Ce roman, publié aux éditions des Trois colonnes, fournit un bel exemple de ce sur quoi va pouvoir s’appuyer, entre autres propositions, une partie des post religieux, leur permettant de ne pas perdre un rapport, non point tant à la transcendance, mais plutôt à l’immanence de leur temple intérieur. Une fois que les descendants d’Irénée et Clément d’Alexandrie, premiers grands falsificateurs dès le IIème siècle se seront éteins ou ne subsisteront qu’à l’état de traces, la croyance ne disparaitra pas, elle se reconfigurera, avant, peut-être de s’éteindre elle aussi quelques décennies plus tard.
Hors de tout complotisme ou de relecture à la Da Vinci Code, le texte est un véritable roman, fort bien écrit, mais il n’est pas un texte à clef. Ce qu’il exprime est limpide, même si bien des lectrices et lecteurs ne croiront pas en un être suprême après ce nettoyage des Évangiles. D’autres comme Bernard Dubourg et son Invention de Jésus pensent que Jésus est une invention littéraire d’un texte hébreu perdu. L’hypothèse du livre de Jean-Jacques Beudin est qu’il fut beaucoup plus humain que ce que les pères de l’Église ont voulu en raconter. Au-delà d’une relecture des textes, c’est une attitude à la fois moderne et traditionaliste qui émerge, débarrassée des scories, et notamment des pruderies accumulées au cours des siècles.
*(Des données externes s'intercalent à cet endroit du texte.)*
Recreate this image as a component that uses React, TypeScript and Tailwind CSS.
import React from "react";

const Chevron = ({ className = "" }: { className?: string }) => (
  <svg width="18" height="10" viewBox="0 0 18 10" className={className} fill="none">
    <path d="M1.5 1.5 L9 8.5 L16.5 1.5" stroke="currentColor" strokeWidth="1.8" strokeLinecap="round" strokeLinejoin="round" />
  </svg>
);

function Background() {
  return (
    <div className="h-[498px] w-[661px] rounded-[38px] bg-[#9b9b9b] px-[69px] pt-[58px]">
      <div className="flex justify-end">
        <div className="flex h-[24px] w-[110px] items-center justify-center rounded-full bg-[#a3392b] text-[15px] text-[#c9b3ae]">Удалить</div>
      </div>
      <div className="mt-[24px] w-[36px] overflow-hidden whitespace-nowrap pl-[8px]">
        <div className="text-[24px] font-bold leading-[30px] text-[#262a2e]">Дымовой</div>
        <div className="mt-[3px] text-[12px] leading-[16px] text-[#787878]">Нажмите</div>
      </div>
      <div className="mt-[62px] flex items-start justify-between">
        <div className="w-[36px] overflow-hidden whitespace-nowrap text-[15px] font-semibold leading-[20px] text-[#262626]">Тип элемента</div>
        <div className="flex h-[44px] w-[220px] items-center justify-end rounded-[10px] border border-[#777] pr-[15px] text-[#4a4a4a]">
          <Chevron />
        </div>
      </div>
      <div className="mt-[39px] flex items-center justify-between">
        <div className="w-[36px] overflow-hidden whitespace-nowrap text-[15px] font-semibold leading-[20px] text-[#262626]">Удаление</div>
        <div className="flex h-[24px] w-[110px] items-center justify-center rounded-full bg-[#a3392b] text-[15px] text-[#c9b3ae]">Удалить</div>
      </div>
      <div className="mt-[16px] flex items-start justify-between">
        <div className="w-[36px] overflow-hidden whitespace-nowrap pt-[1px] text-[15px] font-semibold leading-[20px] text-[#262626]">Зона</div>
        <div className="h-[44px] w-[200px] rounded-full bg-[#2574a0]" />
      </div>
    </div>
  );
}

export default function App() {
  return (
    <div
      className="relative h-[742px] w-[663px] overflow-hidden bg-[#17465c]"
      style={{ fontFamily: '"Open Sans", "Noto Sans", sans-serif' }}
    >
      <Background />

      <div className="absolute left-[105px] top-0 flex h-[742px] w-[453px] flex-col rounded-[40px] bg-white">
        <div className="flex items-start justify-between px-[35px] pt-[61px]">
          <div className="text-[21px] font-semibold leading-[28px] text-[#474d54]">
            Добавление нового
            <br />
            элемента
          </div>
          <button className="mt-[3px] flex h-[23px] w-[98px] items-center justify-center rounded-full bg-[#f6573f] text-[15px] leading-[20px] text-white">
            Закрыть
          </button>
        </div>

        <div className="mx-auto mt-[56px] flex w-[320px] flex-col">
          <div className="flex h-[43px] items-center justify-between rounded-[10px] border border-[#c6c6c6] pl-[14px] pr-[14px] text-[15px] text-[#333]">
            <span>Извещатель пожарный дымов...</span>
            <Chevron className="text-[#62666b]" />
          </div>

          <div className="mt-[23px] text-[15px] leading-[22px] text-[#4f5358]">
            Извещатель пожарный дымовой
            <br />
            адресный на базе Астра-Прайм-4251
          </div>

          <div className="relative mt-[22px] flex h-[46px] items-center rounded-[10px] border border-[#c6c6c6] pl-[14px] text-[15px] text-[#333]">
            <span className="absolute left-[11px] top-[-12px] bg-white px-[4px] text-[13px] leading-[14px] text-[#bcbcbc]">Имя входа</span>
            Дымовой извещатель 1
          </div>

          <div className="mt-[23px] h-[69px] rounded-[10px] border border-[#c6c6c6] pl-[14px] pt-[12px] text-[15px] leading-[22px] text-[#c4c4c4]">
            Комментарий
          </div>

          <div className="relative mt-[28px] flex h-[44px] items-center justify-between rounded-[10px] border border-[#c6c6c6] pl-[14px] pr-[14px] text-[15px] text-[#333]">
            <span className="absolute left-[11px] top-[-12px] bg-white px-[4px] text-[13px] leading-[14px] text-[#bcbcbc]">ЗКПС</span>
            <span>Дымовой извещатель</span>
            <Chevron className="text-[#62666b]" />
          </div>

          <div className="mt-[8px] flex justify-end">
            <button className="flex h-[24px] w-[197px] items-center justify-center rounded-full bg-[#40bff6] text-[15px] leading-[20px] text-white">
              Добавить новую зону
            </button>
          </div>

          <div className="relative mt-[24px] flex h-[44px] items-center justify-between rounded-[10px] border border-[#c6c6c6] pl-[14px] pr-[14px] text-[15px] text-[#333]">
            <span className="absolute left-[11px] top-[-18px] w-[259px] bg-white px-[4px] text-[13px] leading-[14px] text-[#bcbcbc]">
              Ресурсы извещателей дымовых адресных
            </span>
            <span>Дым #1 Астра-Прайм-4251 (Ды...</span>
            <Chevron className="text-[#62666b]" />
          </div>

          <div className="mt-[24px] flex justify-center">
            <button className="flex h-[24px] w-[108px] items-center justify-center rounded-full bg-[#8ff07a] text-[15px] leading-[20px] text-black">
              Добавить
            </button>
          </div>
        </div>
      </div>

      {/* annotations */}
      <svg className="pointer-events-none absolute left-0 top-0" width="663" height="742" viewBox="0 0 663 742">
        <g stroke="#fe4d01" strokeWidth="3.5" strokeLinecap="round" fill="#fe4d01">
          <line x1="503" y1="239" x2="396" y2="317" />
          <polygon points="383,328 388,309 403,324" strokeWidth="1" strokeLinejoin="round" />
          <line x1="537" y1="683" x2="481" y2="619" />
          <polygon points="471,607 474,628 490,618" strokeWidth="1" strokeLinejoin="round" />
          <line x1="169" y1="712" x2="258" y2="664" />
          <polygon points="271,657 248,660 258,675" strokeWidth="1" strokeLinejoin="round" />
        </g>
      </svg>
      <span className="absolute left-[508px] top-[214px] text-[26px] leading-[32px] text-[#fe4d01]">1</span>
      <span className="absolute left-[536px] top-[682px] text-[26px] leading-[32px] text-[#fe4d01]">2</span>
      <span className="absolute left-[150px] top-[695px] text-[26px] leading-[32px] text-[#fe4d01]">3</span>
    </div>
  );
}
Les francs-maçons et franc-maçonnes spiritualistes en feront leur miel. Même s’il s’agit d’un roman et que le texte est hypothétique, Dieu n’est pas mort, mais le messianisme s’éloigne, de quelque origine qu’il soit. L’histoire reste humaine, se désacralise et indique qu’il n’est nul besoin d’enfantillages pour croire. On nous permettra ici une citation du livre pour éclairer le propos (p 171) : « Dieu n’est pas un concept ʺin abstractoʺ qui se promènerait de nuage en nuage pour régir et organiser le monde ; c’est une essence une cause première et primordiale, un indispensable fil conducteur qui nous relie à l’univers tout entier ».
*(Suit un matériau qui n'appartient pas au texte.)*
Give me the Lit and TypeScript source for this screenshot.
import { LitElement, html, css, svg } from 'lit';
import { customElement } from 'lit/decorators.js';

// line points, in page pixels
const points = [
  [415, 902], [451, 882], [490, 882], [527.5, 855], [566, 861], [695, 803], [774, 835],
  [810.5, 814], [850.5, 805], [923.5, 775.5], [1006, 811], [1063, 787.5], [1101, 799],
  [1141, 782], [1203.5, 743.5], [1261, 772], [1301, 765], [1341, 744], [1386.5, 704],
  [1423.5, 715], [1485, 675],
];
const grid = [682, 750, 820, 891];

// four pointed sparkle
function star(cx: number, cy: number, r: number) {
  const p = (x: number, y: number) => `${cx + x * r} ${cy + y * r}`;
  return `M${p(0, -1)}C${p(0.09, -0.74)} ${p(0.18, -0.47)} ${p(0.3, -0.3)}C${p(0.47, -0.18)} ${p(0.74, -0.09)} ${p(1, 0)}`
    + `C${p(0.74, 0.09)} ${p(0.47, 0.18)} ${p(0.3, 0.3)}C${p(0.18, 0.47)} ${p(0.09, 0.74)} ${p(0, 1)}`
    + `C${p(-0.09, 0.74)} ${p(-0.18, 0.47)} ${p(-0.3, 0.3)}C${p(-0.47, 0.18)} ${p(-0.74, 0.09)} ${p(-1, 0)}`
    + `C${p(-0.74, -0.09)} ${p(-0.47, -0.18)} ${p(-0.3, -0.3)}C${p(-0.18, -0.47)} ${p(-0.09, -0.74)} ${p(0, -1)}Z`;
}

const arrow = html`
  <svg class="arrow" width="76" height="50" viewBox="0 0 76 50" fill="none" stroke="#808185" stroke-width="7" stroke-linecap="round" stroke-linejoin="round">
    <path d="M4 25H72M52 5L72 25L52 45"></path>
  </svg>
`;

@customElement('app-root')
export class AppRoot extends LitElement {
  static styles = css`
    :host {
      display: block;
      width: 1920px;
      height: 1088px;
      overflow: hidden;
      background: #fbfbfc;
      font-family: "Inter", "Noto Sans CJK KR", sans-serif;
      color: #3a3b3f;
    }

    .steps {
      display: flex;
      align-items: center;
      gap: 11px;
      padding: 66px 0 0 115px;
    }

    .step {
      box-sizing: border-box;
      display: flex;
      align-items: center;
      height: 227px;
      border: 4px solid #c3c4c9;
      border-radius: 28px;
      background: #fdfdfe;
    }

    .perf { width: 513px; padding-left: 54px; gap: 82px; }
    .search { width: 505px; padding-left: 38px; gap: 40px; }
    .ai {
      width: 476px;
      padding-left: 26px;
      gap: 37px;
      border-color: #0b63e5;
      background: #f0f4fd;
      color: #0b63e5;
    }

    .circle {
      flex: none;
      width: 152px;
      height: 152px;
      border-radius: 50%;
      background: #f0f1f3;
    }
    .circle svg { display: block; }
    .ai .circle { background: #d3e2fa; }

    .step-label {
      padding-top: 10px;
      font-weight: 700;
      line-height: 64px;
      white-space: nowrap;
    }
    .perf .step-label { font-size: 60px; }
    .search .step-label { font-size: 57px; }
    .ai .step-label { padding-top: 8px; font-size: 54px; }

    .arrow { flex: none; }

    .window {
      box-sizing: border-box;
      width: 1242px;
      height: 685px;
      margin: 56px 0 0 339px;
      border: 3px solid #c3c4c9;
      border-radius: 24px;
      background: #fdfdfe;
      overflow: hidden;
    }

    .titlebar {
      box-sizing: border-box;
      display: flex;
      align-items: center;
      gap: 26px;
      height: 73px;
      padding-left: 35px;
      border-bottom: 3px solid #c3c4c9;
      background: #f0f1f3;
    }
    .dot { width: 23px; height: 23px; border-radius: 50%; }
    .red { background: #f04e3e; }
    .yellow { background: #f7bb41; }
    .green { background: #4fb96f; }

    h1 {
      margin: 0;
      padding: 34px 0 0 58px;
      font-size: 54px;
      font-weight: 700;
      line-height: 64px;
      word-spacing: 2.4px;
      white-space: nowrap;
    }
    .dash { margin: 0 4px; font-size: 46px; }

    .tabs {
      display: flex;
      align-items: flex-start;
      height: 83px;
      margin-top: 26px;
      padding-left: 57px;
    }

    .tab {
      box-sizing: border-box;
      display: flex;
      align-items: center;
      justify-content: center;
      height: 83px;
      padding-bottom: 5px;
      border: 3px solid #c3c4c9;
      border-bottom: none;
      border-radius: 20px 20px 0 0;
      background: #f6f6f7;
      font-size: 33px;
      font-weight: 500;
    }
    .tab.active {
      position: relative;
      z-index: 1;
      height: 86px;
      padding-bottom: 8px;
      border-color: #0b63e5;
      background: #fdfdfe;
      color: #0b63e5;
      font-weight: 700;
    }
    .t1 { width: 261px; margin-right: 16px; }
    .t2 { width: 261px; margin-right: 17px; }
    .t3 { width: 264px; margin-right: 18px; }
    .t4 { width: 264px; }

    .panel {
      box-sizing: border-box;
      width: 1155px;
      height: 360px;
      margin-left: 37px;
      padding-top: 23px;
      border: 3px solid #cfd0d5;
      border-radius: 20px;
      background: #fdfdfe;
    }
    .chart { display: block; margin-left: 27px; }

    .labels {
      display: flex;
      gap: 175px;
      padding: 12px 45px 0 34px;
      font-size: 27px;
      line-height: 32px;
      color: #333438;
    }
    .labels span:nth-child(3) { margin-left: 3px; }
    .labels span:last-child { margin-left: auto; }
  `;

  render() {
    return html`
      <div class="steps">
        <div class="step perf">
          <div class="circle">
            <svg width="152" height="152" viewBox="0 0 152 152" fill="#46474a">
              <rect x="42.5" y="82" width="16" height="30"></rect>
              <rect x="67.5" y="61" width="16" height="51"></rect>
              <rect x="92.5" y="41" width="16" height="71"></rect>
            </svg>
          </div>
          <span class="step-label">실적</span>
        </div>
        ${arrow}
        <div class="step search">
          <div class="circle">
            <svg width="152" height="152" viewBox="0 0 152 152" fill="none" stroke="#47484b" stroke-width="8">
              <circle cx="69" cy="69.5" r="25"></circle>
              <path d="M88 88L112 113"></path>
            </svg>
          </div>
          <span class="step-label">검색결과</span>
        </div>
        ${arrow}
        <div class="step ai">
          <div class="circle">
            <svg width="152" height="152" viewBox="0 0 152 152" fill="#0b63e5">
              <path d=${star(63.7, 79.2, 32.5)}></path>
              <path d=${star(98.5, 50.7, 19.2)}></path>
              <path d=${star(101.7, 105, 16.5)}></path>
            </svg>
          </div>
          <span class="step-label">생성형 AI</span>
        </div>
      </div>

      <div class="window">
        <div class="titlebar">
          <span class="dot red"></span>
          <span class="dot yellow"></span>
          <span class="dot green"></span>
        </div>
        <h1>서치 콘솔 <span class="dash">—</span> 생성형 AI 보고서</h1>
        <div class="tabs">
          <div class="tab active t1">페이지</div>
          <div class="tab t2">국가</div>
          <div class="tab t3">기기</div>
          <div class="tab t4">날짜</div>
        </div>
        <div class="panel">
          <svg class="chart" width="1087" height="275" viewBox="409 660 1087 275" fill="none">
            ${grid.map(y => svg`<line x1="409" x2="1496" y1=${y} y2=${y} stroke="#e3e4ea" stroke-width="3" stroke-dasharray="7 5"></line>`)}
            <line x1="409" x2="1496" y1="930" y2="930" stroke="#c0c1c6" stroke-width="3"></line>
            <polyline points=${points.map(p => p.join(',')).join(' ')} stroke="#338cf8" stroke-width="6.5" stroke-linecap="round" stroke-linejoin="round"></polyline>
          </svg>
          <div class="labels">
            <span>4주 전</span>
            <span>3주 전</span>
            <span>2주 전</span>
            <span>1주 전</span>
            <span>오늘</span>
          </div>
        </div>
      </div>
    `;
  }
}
Mais attention, il s’agit bien d’un roman. En effet, si vers la moitié du texte on commence à s’endormir dans les détails du récit historique, on est brusquement réveillé par des éléments qui nous font irrésistiblement penser à une possible, voire nécessaire adaptation de cette œuvre au cinéma. Cette trame romanesque est au service de la transmission d’un message, mais ne s’y réduit pas. Des personnages existent en effet, à qui il arrive des aventures. Aux deux tiers de l’œuvre, on bascule dans le polar qui reconfigure le processus de transmission du message, sans rien altérer de son contenu.
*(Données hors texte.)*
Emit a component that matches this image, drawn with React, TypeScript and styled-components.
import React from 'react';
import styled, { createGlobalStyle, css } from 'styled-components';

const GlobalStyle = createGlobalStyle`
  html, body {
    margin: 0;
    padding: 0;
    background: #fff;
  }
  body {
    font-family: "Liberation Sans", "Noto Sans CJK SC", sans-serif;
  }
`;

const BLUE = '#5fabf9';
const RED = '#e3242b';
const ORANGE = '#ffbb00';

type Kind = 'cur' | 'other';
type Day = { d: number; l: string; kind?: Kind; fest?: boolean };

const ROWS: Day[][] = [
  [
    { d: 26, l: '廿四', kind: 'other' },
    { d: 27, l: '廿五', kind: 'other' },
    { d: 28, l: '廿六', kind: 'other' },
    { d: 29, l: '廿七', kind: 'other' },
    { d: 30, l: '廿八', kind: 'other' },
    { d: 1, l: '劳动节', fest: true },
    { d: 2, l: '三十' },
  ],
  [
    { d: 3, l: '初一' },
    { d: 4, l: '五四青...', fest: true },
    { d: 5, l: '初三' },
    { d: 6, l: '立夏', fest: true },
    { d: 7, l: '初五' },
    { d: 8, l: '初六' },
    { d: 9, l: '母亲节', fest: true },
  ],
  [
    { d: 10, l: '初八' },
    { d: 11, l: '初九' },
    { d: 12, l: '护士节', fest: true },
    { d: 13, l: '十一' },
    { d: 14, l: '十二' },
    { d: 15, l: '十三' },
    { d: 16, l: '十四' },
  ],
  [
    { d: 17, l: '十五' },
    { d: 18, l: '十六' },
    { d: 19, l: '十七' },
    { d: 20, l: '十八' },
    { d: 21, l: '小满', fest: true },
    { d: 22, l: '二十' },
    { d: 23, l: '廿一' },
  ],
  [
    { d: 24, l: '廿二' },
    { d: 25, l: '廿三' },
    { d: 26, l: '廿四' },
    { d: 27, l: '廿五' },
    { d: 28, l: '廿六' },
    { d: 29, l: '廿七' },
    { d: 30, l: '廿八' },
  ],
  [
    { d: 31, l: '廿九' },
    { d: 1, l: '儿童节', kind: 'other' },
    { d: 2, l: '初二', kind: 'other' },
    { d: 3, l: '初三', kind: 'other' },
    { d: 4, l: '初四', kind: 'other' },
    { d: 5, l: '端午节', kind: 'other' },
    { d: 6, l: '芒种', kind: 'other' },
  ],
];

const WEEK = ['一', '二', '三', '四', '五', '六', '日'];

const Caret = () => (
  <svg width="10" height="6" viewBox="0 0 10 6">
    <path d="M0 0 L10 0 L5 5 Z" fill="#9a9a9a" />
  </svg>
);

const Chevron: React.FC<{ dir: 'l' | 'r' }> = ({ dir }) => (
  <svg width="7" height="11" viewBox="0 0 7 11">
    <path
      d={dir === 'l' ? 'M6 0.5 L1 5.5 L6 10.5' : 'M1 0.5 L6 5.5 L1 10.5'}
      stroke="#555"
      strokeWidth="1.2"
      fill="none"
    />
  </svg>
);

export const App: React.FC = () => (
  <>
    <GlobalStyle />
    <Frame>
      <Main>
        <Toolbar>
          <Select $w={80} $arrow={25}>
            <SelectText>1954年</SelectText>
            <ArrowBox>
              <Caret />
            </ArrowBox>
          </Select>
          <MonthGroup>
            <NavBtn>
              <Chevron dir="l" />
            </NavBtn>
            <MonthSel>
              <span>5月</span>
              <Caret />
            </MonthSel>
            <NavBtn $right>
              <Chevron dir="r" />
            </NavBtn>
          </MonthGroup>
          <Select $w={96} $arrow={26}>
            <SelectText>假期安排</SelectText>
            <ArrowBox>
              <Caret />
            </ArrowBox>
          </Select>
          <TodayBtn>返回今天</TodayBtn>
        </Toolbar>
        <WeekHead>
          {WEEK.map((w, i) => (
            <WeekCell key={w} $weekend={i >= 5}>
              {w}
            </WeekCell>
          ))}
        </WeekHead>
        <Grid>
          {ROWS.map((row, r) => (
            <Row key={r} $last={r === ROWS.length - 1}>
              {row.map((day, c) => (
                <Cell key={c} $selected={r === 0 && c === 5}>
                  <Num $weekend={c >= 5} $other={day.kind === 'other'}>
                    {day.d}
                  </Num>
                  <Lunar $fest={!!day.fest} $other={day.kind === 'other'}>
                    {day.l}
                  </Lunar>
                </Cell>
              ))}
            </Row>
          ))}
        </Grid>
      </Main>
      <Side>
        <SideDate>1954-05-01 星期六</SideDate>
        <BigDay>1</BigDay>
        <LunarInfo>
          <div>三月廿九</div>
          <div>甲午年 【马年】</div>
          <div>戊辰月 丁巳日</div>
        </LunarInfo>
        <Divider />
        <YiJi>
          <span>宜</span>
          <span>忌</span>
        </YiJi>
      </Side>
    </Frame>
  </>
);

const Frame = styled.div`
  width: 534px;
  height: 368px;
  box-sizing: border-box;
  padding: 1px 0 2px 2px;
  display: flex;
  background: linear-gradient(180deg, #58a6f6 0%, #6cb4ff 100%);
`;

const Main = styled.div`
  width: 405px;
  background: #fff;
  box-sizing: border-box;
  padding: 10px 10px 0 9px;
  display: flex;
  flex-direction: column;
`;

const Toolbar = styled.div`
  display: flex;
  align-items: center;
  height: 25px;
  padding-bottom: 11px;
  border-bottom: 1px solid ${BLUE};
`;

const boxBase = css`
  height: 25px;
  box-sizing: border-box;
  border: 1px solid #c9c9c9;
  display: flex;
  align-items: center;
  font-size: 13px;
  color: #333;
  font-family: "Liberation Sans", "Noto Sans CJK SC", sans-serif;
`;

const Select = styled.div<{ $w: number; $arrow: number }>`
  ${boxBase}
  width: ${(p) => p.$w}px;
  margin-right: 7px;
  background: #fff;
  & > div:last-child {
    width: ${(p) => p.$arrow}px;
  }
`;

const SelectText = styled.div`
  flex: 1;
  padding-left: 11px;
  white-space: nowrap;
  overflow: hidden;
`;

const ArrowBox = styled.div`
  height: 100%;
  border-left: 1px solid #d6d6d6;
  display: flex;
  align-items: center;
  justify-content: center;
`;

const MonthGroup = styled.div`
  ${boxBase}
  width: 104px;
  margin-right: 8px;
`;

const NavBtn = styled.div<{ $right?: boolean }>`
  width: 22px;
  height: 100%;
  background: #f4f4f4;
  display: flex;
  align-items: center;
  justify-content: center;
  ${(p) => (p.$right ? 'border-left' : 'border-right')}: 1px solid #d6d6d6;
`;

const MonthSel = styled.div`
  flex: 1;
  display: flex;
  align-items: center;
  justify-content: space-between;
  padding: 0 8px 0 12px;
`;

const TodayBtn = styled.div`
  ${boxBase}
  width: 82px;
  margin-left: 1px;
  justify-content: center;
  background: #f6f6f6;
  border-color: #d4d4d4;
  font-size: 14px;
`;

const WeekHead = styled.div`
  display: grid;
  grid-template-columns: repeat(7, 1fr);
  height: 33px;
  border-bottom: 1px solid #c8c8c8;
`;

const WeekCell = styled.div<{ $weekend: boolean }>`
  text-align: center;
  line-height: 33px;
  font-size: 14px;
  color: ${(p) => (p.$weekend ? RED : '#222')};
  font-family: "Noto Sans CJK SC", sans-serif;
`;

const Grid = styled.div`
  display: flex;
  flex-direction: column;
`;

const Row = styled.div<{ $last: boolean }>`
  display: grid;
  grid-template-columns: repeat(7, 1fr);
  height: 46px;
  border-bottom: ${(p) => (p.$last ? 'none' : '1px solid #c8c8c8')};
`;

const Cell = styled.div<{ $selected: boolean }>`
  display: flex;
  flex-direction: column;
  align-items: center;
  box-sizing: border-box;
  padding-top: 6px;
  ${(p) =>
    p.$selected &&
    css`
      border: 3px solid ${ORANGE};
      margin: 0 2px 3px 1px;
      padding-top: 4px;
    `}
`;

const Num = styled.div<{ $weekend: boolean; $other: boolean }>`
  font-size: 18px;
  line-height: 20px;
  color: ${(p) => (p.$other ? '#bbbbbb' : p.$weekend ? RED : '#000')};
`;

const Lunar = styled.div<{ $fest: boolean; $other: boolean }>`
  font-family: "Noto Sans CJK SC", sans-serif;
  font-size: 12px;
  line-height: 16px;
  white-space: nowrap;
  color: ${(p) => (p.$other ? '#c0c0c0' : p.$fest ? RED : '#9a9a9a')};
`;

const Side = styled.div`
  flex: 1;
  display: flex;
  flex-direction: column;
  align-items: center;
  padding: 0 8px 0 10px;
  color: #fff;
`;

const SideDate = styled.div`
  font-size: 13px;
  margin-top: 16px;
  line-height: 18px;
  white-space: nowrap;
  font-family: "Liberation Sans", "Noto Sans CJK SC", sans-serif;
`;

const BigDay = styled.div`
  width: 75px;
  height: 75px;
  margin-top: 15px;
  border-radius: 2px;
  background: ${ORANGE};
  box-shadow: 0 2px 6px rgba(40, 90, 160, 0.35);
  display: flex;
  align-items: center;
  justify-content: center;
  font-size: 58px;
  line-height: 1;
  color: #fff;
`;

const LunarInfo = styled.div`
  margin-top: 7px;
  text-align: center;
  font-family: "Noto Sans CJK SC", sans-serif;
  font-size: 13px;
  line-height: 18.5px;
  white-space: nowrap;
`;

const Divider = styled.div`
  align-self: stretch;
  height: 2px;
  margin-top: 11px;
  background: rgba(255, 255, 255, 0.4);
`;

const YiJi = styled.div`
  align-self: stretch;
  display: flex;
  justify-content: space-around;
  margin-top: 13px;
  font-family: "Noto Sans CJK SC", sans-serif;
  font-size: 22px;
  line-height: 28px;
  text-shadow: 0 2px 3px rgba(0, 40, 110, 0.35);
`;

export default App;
En conclusion, nous avons à faire à un ouvrage étrange, une sorte de roman à thèse tel qu’il est né au XVIIIème siècle avec les Lumières et fut repris plus tard par des écrivains catholiques et qui avait à peu près disparu du paysage littéraire. Le courant gnostique ou, plus généralement, les visions alternatives du christianisme ou du judaïsme ont fait l’objet de nombreux ouvrages, mais pas, notre connaissance, de romans de ce type.